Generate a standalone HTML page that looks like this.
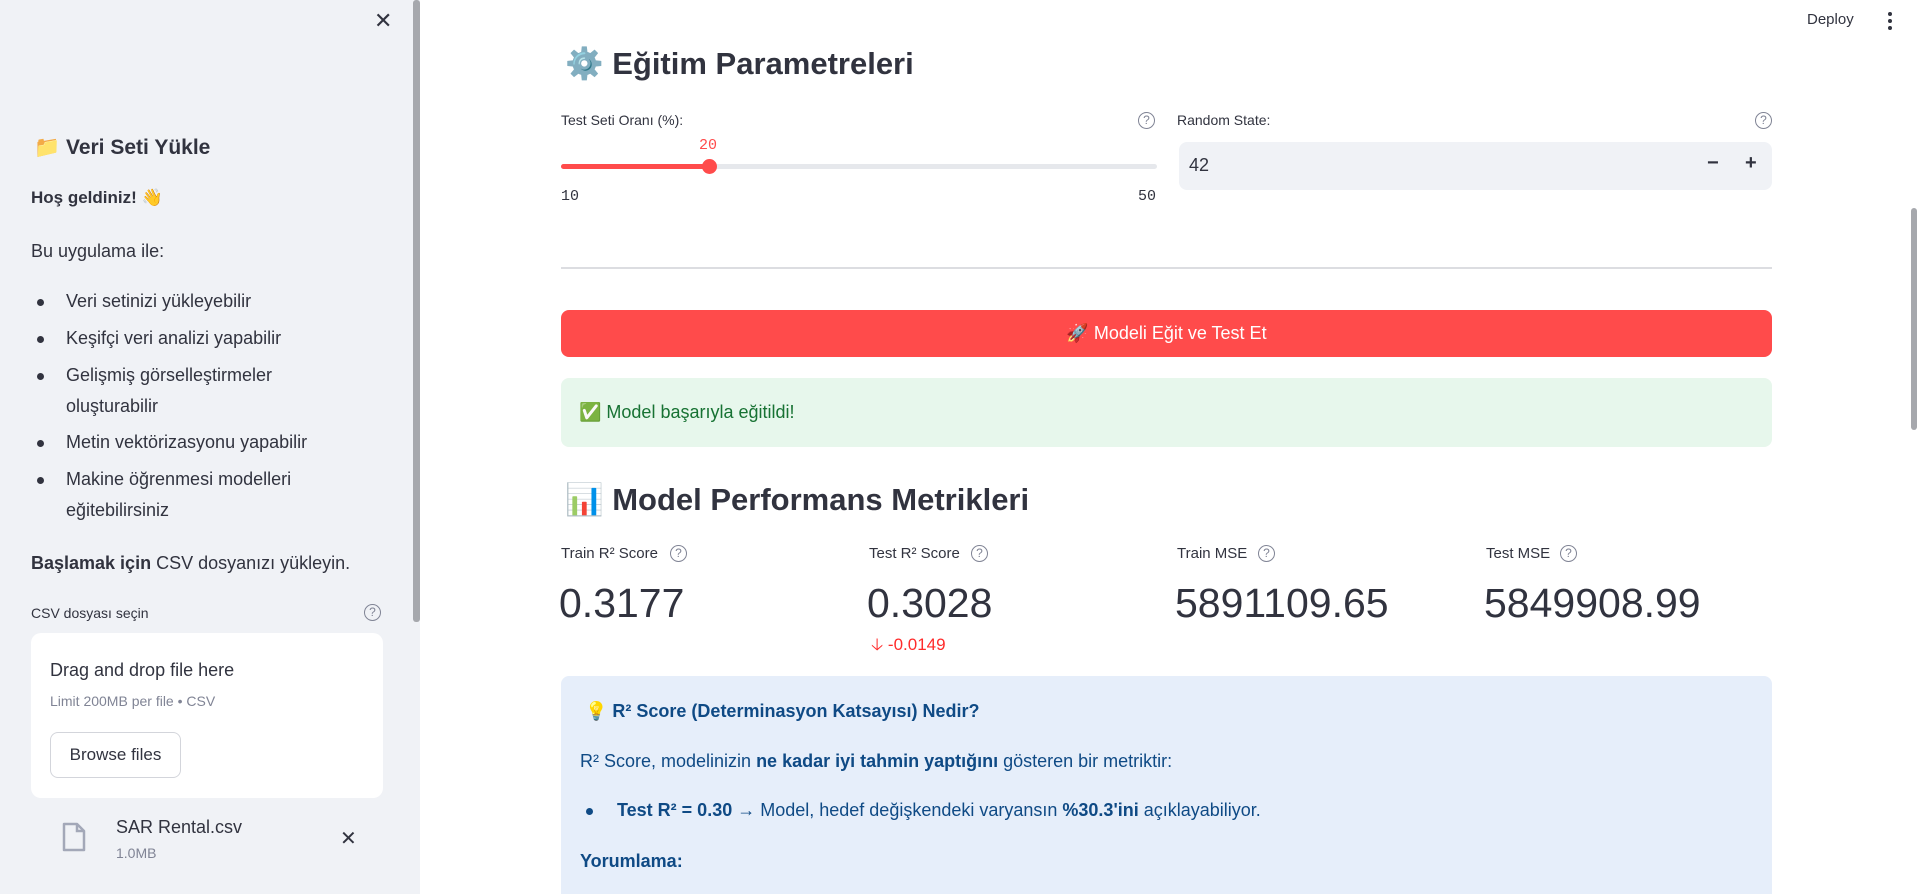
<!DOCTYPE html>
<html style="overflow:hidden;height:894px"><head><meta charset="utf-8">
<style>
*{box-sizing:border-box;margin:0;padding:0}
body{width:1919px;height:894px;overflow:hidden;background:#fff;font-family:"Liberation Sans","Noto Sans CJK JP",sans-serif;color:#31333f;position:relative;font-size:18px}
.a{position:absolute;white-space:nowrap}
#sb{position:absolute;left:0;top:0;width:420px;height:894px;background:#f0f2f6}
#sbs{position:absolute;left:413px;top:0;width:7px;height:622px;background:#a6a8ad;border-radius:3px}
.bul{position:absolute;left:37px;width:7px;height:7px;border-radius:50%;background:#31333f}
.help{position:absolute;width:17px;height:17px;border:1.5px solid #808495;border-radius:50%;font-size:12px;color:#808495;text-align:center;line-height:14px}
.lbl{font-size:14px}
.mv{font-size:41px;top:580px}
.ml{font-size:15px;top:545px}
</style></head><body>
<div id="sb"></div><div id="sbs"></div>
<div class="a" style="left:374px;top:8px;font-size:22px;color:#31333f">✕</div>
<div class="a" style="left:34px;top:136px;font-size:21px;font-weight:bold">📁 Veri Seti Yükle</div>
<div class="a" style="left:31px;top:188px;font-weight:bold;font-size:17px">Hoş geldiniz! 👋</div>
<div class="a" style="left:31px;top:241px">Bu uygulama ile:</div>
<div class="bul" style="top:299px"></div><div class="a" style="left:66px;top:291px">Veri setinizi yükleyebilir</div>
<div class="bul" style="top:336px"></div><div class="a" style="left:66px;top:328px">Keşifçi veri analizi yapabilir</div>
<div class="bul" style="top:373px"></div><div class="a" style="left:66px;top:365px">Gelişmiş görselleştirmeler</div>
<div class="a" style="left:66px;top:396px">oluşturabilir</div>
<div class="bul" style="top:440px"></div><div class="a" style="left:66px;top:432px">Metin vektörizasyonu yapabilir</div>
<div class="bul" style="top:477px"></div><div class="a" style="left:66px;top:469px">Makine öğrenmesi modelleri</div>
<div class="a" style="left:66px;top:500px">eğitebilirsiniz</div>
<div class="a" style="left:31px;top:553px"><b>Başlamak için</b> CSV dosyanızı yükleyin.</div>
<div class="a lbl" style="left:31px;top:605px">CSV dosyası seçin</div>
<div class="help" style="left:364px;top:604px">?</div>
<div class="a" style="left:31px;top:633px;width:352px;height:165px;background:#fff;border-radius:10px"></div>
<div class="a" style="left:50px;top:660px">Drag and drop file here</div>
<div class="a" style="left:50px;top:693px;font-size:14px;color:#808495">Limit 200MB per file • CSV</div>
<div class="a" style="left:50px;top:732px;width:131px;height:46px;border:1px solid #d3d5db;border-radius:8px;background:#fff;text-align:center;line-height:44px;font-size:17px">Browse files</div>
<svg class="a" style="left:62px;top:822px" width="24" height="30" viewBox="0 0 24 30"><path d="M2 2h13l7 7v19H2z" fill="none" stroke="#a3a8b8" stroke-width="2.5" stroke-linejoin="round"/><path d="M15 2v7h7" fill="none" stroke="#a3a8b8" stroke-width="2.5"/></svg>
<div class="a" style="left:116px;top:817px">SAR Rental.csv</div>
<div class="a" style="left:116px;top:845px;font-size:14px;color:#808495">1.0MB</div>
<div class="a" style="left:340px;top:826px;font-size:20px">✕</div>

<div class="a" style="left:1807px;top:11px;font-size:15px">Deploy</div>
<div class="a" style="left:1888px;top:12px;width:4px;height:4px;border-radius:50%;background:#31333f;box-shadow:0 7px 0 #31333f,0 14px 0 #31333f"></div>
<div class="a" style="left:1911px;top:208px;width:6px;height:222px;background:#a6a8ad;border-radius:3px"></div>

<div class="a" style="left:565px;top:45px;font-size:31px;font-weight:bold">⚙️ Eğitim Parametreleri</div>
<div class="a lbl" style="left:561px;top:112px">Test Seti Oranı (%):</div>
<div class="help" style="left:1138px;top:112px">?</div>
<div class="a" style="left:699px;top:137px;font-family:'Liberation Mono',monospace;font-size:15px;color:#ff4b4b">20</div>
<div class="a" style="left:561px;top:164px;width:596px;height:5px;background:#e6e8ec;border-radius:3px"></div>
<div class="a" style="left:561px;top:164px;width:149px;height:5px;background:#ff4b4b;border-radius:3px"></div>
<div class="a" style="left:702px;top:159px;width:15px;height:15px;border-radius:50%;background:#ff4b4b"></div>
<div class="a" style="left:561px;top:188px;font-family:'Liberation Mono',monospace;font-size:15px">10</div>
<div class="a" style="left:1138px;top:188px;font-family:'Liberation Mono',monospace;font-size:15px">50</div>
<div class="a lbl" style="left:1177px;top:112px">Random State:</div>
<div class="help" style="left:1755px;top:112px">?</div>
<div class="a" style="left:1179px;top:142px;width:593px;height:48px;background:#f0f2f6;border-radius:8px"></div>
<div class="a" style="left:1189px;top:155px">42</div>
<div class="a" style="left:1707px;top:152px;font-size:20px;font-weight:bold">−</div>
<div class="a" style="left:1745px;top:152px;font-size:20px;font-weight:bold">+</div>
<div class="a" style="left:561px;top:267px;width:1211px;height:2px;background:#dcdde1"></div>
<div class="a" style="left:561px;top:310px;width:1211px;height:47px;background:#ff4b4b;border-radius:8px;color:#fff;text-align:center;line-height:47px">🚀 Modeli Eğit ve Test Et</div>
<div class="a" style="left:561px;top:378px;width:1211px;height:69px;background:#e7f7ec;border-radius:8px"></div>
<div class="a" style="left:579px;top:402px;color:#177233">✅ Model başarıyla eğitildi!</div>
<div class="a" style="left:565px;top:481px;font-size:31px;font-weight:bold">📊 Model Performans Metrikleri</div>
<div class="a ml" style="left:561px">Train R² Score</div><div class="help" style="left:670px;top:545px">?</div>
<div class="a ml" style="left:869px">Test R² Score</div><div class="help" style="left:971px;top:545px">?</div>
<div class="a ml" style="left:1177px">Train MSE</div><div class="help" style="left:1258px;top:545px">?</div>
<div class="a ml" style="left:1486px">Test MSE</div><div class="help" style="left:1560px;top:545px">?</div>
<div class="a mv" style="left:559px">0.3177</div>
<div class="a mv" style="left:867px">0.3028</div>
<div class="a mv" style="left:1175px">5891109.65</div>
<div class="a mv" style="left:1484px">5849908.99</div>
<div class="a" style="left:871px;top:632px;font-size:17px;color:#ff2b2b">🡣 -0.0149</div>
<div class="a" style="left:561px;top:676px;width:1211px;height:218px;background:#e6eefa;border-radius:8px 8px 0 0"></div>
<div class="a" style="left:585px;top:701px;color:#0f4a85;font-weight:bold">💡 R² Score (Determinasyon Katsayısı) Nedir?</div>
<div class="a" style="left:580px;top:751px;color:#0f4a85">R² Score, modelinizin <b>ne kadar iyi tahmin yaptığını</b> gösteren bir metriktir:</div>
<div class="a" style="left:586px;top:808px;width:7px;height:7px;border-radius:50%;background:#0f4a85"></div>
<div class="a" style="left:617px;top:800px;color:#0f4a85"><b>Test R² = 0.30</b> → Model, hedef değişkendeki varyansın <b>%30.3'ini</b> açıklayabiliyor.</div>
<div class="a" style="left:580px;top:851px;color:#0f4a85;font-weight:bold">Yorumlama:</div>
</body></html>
────────────────
Exclude the pictures. Write out the remaining data exactly.

Task solution:
Generate a standalone HTML page that looks like this.
<!DOCTYPE html>
<html style="overflow:hidden;height:894px"><head><meta charset="utf-8">
<style>
*{box-sizing:border-box;margin:0;padding:0}
body{width:1919px;height:894px;overflow:hidden;background:#fff;font-family:"Liberation Sans","Noto Sans CJK JP",sans-serif;color:#31333f;position:relative;font-size:18px}
.a{position:absolute;white-space:nowrap}
#sb{position:absolute;left:0;top:0;width:420px;height:894px;background:#f0f2f6}
#sbs{position:absolute;left:413px;top:0;width:7px;height:622px;background:#a6a8ad;border-radius:3px}
.bul{position:absolute;left:37px;width:7px;height:7px;border-radius:50%;background:#31333f}
.help{position:absolute;width:17px;height:17px;border:1.5px solid #808495;border-radius:50%;font-size:12px;color:#808495;text-align:center;line-height:14px}
.lbl{font-size:14px}
.mv{font-size:41px;top:580px}
.ml{font-size:15px;top:545px}
</style></head><body>
<div id="sb"></div><div id="sbs"></div>
<div class="a" style="left:374px;top:8px;font-size:22px;color:#31333f">✕</div>
<div class="a" style="left:34px;top:136px;font-size:21px;font-weight:bold">📁 Veri Seti Yükle</div>
<div class="a" style="left:31px;top:188px;font-weight:bold;font-size:17px">Hoş geldiniz! 👋</div>
<div class="a" style="left:31px;top:241px">Bu uygulama ile:</div>
<div class="bul" style="top:299px"></div><div class="a" style="left:66px;top:291px">Veri setinizi yükleyebilir</div>
<div class="bul" style="top:336px"></div><div class="a" style="left:66px;top:328px">Keşifçi veri analizi yapabilir</div>
<div class="bul" style="top:373px"></div><div class="a" style="left:66px;top:365px">Gelişmiş görselleştirmeler</div>
<div class="a" style="left:66px;top:396px">oluşturabilir</div>
<div class="bul" style="top:440px"></div><div class="a" style="left:66px;top:432px">Metin vektörizasyonu yapabilir</div>
<div class="bul" style="top:477px"></div><div class="a" style="left:66px;top:469px">Makine öğrenmesi modelleri</div>
<div class="a" style="left:66px;top:500px">eğitebilirsiniz</div>
<div class="a" style="left:31px;top:553px"><b>Başlamak için</b> CSV dosyanızı yükleyin.</div>
<div class="a lbl" style="left:31px;top:605px">CSV dosyası seçin</div>
<div class="help" style="left:364px;top:604px">?</div>
<div class="a" style="left:31px;top:633px;width:352px;height:165px;background:#fff;border-radius:10px"></div>
<div class="a" style="left:50px;top:660px">Drag and drop file here</div>
<div class="a" style="left:50px;top:693px;font-size:14px;color:#808495">Limit 200MB per file • CSV</div>
<div class="a" style="left:50px;top:732px;width:131px;height:46px;border:1px solid #d3d5db;border-radius:8px;background:#fff;text-align:center;line-height:44px;font-size:17px">Browse files</div>
<svg class="a" style="left:62px;top:822px" width="24" height="30" viewBox="0 0 24 30"><path d="M2 2h13l7 7v19H2z" fill="none" stroke="#a3a8b8" stroke-width="2.5" stroke-linejoin="round"/><path d="M15 2v7h7" fill="none" stroke="#a3a8b8" stroke-width="2.5"/></svg>
<div class="a" style="left:116px;top:817px">SAR Rental.csv</div>
<div class="a" style="left:116px;top:845px;font-size:14px;color:#808495">1.0MB</div>
<div class="a" style="left:340px;top:826px;font-size:20px">✕</div>

<div class="a" style="left:1807px;top:11px;font-size:15px">Deploy</div>
<div class="a" style="left:1888px;top:12px;width:4px;height:4px;border-radius:50%;background:#31333f;box-shadow:0 7px 0 #31333f,0 14px 0 #31333f"></div>
<div class="a" style="left:1911px;top:208px;width:6px;height:222px;background:#a6a8ad;border-radius:3px"></div>

<div class="a" style="left:565px;top:45px;font-size:31px;font-weight:bold">⚙️ Eğitim Parametreleri</div>
<div class="a lbl" style="left:561px;top:112px">Test Seti Oranı (%):</div>
<div class="help" style="left:1138px;top:112px">?</div>
<div class="a" style="left:699px;top:137px;font-family:'Liberation Mono',monospace;font-size:15px;color:#ff4b4b">20</div>
<div class="a" style="left:561px;top:164px;width:596px;height:5px;background:#e6e8ec;border-radius:3px"></div>
<div class="a" style="left:561px;top:164px;width:149px;height:5px;background:#ff4b4b;border-radius:3px"></div>
<div class="a" style="left:702px;top:159px;width:15px;height:15px;border-radius:50%;background:#ff4b4b"></div>
<div class="a" style="left:561px;top:188px;font-family:'Liberation Mono',monospace;font-size:15px">10</div>
<div class="a" style="left:1138px;top:188px;font-family:'Liberation Mono',monospace;font-size:15px">50</div>
<div class="a lbl" style="left:1177px;top:112px">Random State:</div>
<div class="help" style="left:1755px;top:112px">?</div>
<div class="a" style="left:1179px;top:142px;width:593px;height:48px;background:#f0f2f6;border-radius:8px"></div>
<div class="a" style="left:1189px;top:155px">42</div>
<div class="a" style="left:1707px;top:152px;font-size:20px;font-weight:bold">−</div>
<div class="a" style="left:1745px;top:152px;font-size:20px;font-weight:bold">+</div>
<div class="a" style="left:561px;top:267px;width:1211px;height:2px;background:#dcdde1"></div>
<div class="a" style="left:561px;top:310px;width:1211px;height:47px;background:#ff4b4b;border-radius:8px;color:#fff;text-align:center;line-height:47px">🚀 Modeli Eğit ve Test Et</div>
<div class="a" style="left:561px;top:378px;width:1211px;height:69px;background:#e7f7ec;border-radius:8px"></div>
<div class="a" style="left:579px;top:402px;color:#177233">✅ Model başarıyla eğitildi!</div>
<div class="a" style="left:565px;top:481px;font-size:31px;font-weight:bold">📊 Model Performans Metrikleri</div>
<div class="a ml" style="left:561px">Train R² Score</div><div class="help" style="left:670px;top:545px">?</div>
<div class="a ml" style="left:869px">Test R² Score</div><div class="help" style="left:971px;top:545px">?</div>
<div class="a ml" style="left:1177px">Train MSE</div><div class="help" style="left:1258px;top:545px">?</div>
<div class="a ml" style="left:1486px">Test MSE</div><div class="help" style="left:1560px;top:545px">?</div>
<div class="a mv" style="left:559px">0.3177</div>
<div class="a mv" style="left:867px">0.3028</div>
<div class="a mv" style="left:1175px">5891109.65</div>
<div class="a mv" style="left:1484px">5849908.99</div>
<div class="a" style="left:871px;top:632px;font-size:17px;color:#ff2b2b">🡣 -0.0149</div>
<div class="a" style="left:561px;top:676px;width:1211px;height:218px;background:#e6eefa;border-radius:8px 8px 0 0"></div>
<div class="a" style="left:585px;top:701px;color:#0f4a85;font-weight:bold">💡 R² Score (Determinasyon Katsayısı) Nedir?</div>
<div class="a" style="left:580px;top:751px;color:#0f4a85">R² Score, modelinizin <b>ne kadar iyi tahmin yaptığını</b> gösteren bir metriktir:</div>
<div class="a" style="left:586px;top:808px;width:7px;height:7px;border-radius:50%;background:#0f4a85"></div>
<div class="a" style="left:617px;top:800px;color:#0f4a85"><b>Test R² = 0.30</b> → Model, hedef değişkendeki varyansın <b>%30.3'ini</b> açıklayabiliyor.</div>
<div class="a" style="left:580px;top:851px;color:#0f4a85;font-weight:bold">Yorumlama:</div>
</body></html>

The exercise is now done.